> _Exercise objective_
From the entries below, copy every line holding the word "this".

(Entries with page source code)
######
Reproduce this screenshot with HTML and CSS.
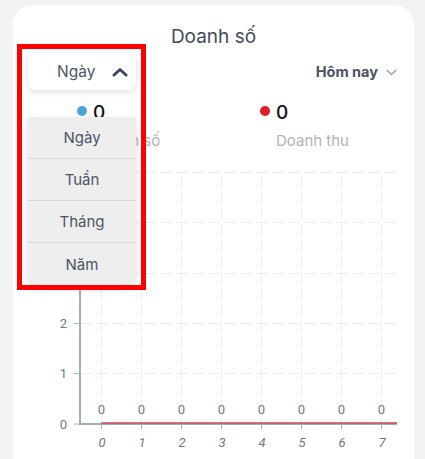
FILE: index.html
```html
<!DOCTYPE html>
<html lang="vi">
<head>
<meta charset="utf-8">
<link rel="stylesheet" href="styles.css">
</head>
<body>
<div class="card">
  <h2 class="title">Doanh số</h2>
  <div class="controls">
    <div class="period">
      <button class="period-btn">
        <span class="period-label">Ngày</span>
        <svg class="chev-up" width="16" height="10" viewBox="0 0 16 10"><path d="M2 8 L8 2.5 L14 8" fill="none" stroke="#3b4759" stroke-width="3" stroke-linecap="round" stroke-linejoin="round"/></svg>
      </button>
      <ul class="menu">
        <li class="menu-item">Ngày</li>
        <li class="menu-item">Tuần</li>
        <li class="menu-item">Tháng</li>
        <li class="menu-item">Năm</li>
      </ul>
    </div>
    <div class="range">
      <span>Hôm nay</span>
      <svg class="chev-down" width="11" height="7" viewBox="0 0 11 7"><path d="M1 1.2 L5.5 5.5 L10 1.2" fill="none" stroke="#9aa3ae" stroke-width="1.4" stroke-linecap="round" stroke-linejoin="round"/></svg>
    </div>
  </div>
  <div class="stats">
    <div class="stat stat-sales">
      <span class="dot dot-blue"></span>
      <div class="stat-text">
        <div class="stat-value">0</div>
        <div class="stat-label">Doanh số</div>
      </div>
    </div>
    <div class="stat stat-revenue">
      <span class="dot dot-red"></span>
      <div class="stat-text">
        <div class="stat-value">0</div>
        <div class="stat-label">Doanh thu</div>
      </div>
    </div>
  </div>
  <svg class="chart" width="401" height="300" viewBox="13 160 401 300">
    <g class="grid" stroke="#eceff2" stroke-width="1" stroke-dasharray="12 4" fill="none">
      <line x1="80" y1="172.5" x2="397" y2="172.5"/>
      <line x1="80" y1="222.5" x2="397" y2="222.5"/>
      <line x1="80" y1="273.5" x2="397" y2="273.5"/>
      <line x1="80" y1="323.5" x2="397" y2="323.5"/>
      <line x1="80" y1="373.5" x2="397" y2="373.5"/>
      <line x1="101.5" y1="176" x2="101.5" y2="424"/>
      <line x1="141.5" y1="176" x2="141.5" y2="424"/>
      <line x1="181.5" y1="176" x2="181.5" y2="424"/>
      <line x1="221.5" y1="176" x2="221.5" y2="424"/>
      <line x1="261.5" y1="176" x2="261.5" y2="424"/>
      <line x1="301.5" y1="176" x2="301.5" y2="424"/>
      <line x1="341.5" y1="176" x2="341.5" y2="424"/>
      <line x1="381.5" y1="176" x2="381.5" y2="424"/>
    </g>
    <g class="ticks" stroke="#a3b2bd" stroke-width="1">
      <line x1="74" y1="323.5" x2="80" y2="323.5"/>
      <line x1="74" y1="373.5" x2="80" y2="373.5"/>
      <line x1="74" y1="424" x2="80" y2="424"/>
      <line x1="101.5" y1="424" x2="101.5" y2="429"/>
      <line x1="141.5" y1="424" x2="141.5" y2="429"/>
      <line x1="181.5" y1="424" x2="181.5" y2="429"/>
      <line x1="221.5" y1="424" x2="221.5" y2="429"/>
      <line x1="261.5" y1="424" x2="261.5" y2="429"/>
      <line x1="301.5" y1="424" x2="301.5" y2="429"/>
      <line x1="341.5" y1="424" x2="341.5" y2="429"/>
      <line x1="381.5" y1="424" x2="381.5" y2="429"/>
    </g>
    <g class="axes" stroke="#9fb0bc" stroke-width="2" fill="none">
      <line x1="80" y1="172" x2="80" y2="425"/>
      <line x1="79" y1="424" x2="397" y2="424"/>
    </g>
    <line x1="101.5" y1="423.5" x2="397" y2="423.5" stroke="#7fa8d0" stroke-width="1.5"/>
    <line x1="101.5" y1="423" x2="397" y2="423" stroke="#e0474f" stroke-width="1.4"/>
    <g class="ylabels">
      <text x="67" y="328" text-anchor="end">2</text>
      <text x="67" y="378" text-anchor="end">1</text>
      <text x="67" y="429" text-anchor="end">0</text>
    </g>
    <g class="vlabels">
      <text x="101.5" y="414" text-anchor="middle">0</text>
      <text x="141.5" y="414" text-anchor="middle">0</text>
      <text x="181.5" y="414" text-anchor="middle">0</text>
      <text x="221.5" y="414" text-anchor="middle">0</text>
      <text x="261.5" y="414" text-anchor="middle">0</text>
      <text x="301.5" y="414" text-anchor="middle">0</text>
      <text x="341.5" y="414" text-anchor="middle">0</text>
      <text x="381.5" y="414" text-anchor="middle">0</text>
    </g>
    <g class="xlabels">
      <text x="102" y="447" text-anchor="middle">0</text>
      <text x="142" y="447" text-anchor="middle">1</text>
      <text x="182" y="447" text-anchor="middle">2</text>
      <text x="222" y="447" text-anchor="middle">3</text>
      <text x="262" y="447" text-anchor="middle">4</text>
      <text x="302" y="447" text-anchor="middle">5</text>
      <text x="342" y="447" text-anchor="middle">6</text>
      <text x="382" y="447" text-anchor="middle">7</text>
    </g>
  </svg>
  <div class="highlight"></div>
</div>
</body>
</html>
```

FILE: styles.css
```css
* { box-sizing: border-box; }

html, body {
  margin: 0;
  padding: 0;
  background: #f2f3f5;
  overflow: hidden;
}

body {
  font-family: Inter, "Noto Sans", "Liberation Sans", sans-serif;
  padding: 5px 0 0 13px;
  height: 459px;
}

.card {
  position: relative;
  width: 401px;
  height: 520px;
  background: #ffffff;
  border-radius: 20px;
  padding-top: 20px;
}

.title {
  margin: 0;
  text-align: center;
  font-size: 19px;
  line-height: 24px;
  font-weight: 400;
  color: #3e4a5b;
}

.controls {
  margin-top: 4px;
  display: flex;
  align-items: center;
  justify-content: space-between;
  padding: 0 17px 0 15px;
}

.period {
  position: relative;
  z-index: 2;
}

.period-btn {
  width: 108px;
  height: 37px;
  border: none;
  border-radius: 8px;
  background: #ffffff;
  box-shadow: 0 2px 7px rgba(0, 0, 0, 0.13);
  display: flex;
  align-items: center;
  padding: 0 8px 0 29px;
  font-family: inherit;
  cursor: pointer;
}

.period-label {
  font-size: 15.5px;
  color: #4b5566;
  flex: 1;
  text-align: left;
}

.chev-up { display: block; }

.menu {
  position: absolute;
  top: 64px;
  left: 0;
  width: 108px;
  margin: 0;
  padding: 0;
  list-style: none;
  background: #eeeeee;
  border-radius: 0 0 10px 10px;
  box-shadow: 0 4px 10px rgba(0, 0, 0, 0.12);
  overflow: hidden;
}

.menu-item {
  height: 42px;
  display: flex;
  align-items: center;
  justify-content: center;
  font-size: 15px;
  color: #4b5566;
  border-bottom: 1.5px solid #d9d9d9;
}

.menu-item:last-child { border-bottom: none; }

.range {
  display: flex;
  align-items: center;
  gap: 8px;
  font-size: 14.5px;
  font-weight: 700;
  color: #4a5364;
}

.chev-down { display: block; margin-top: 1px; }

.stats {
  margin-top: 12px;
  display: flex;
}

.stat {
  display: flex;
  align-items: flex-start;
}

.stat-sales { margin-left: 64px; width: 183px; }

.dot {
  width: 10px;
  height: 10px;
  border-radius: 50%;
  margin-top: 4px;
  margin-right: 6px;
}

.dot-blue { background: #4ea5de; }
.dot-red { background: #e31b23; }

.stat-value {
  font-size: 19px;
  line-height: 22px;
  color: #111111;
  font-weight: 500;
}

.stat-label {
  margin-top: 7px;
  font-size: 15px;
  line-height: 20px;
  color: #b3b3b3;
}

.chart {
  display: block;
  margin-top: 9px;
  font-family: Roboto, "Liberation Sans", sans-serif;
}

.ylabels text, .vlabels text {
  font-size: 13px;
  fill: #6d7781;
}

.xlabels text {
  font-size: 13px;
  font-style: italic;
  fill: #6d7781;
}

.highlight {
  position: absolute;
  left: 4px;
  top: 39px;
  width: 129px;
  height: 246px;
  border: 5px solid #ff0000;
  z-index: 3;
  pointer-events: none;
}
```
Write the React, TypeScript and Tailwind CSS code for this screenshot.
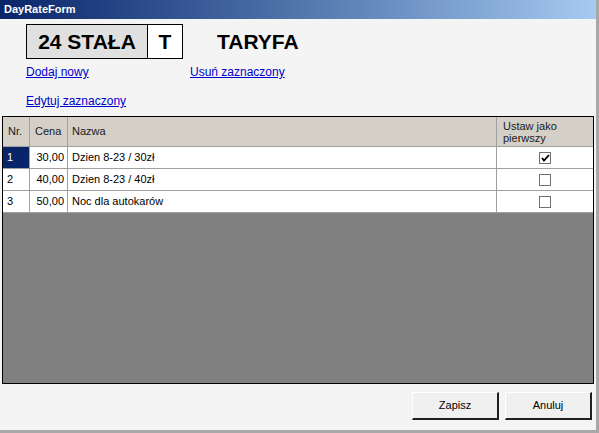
######
> _Finished exercise_
Reproduce this screenshot with HTML and CSS.
Write the React, TypeScript and Tailwind CSS code for this screenshot.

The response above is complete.